The high releases of methane Howarth et al. suggest for the Haynesville data in their Table 1 are the most problematic because they skew the average for the suite of locations listed, and because the numbers are not based on documented releases to the atmosphere but rather on initial production rates that may well have been captured and sold or flared.
The value shown in their Table 1 for methane emitted during flowback in the Haynesville does not exist in any of their citations. The reference linked to this number (Eckhardt et al. 2009) is an online industry scout report on various values of flow tests and initial production (IP). To the extent that this reference deals with the fate of the gas associated with those flow tests it indicates that the production was captured and sold. The estimate for IP for the Haynesville is based on another informal, unvetted, web posting by a gas producer that is no longer available. However that estimate of IP is consistent with the values cited in Eckhardt et al. and the known characteristics of Haynesville wells. The fact their values for the daily rate of “lost” emissions for the Haynesville are virtually identical to the IP values for the wells indicates that the authors believe or assume that: (a) a well produces gas during completion at a rate that is equal to the highest rate reported for the well (the IP rate), and (b) that this gas is vented directly to the atmosphere. They provide no documentation for either of these beliefs/assumptions, which are on multiple grounds illogical. Because initial production is the highest flow achievable, and flowback occurs when the well still contains substantial water, flowback gas recoveries cannot exceed initial production recoveries, although Howarth et al. imply this is the case for all the areas listed in their Table 1. The problem is this: High gas flow rates are not possible when the well is substantially full of water, as it usually is during the flowback period. Gas cannot move up a wellbore filled with water other than in isolated packets, and it can flow optimally only when enough water is removed for the gas to have a connected pathway of gas up the well to the surface. Unless otherwise explicitly noted, initial production figures are published to show the highest recorded production rate for each well. They are a benchmark that characterizes what optimal production rate can be achieved by a well (and for which there is every incentive for producers to exaggerate in order to attract investors: http://www.oilempire.us/shalegas.html). These initial production tests are seldom run until after any substantial water has been removed from the well because substantial water impedes the outflow of gas.

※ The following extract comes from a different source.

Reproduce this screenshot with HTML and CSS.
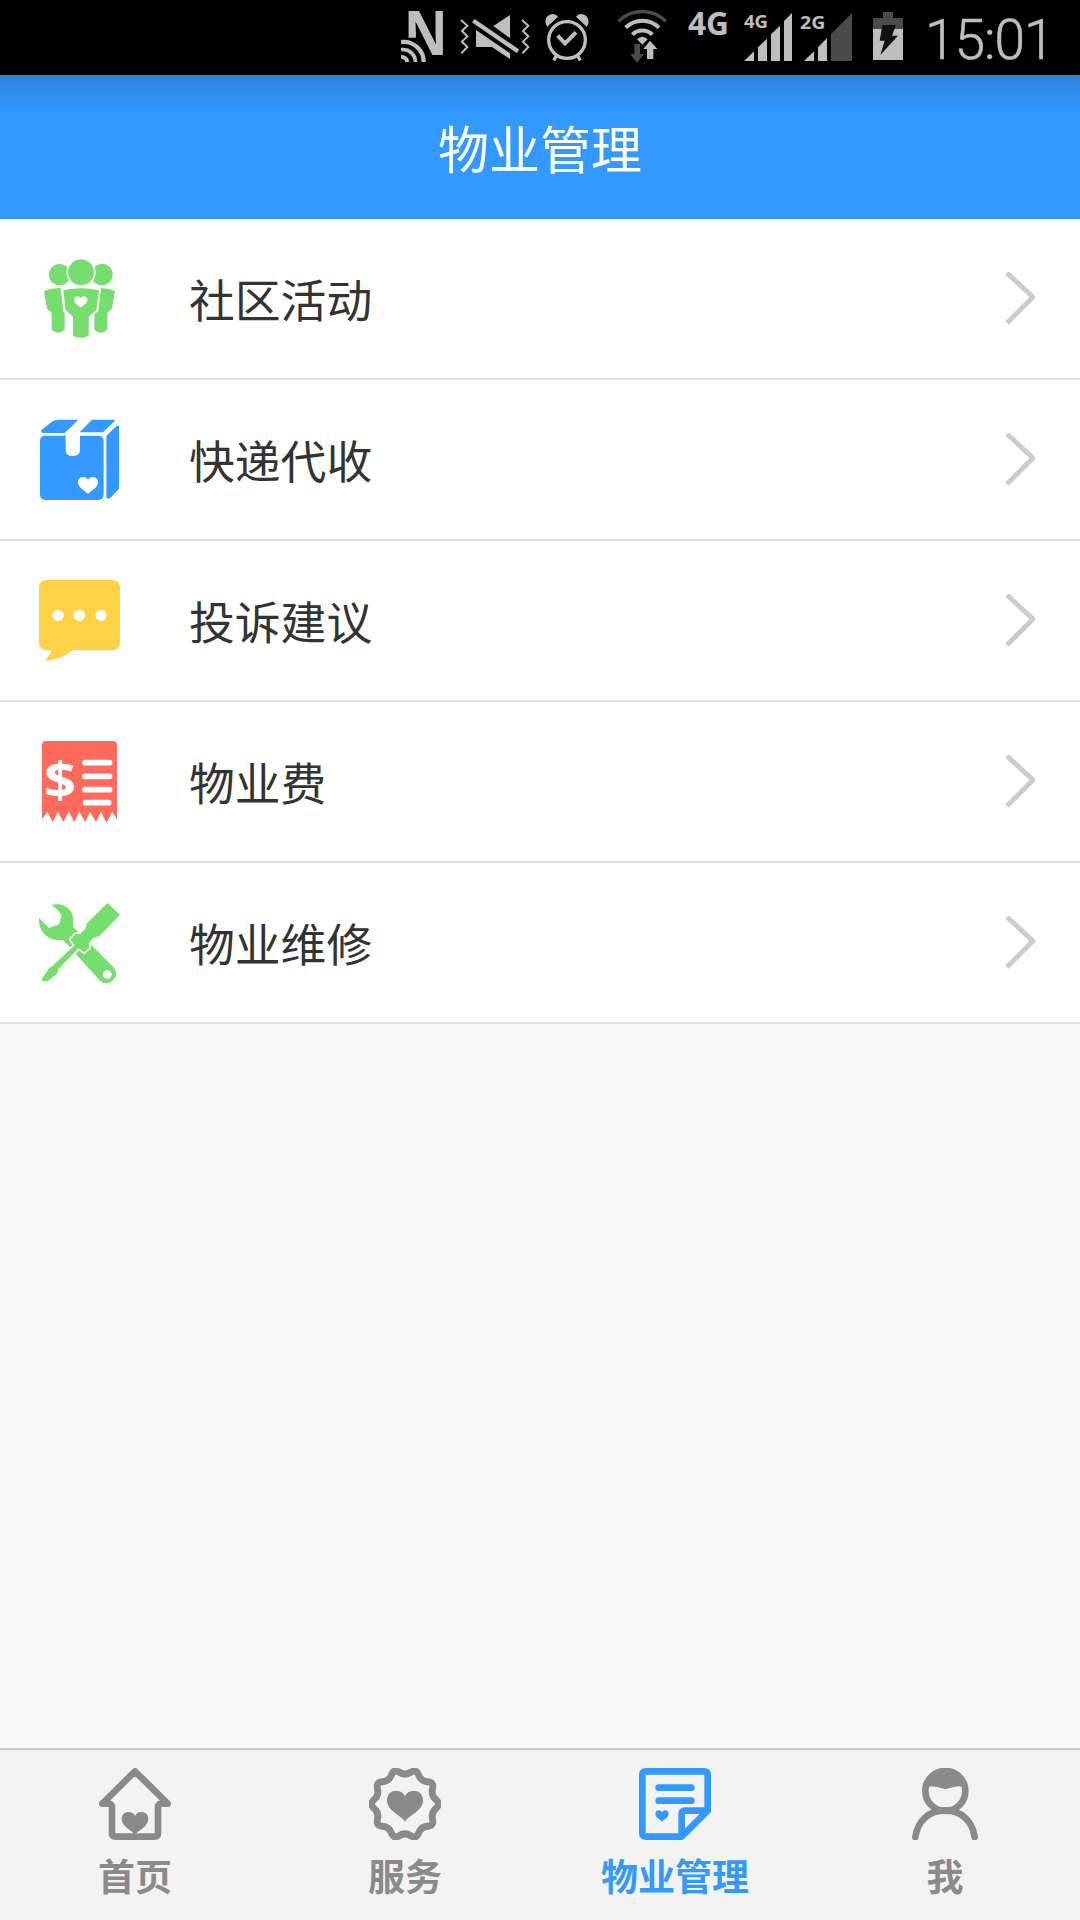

The only sources which explicitly provide estimates of gas production during completion are for the Barnett (EPA 2004; although the Barnett is not named in this reference), the Piceance (EPA 2007), the Uinta (Samuels 2010), and the Den Jules (Bracken 2008) gas sands. These references report how gas production was recovered for sales and imply that this has been the case (at least for these companies) for several years! They emphasize the strong economic incentives for gas producers to capture and sell completion gases rather than flare or vent them. Only one (EPA 2007) provides explicit measurements of both captured (with “green technology”) and lost emissions, and these numbers indicate a loss rate of 0.1% of total production. Howarth et al. cite the gas capture numbers in these references as representative of the gas leakage into the atmosphere that would occur if the gas was neither captured nor flared. They assume that this is the common situation, but do not make it clear that they have made this assumption. Rather they buttress their leakage estimates with the citations as if the latter explicitly documented methane leakage into the atmosphere, which they do not.
Based on Howarth et al’s own references, as confirmed by conversations we have had with people experienced in well completions, we believe the losses during drill out and well completion for unconventional shale gas wells are not significantly greater than those cited by Howarth et al. for conventional gas wells. Certainly this could be made to be the case. This is supported by some of the examples cited by the EPA and Howarth et al. The Williams Corp (EPA 2007, p 14) shows, for example, that >90% of the flowback gas is captured and some of the remainder flared (George 2011, p14). If this were generally the case Howarth et al.’s 1.9% leakage would be reduced to 0.2%. An alternative life cycle analysis of a natural gas combined cycle power plant shows the total methane release from unconventional Barnett Shale hydrofractured gas wells is within a few percent of that from conventional onshore gas wells (DOE/NETL 2010, Table 5.1 and Figure 5.1). The leakage during drill out and well completion could be legislated to near zero by legally requiring flaring.
It is also worth pointing out that much of the oil produced in the United States at present is either from hydrofractured wells or shale formations, and thus is unconventional oil. Almost every conventional and unconventional oil well also produces natural gas. A clean distinction between “conventional” and “unconventional” gas production, and between “oil” and “gas” wells, thus may be very difficult to make, as there is an enormous amount of overlap between these categories.
Additional material supporting the statements made above is provided in an electronic supplement to this commentary. We describe there what happens when a well is completed and brought into production, and explain why a well cannot vent at its IP rate during the early drill out and completion phases, and (with discussion and a figure) why Howarth et al.’s projection of the IP rate to the flowback stage (these early stages) of well development is inappropriate. We discuss the purpose and nature of a scout report and show that the scout report cited by Howarth et al. states that the reported gas production was captured and diverted to sales (not vented into the atmosphere as Howarth et al. imply). We discuss the safety implications of Howarth et al.’s contention that 3.2% of the total eventual production of a shale gas well is vented into the atmosphere over a period of ~10 days, and show that this represents $1,000,000 worth of gas and presents a fire/explosion hazard that no company would countenance. And we show that the EPA’s suggestion of release rates 50% of Howarth et al.’s is based on the assumption that, where capture or flaring is not required by law, methane is released to the atmosphere—an assumption that is not warranted on current practice, economic, or safety grounds. Those not familiar with well completion and production or economic and safety well procedures may find this additional material useful.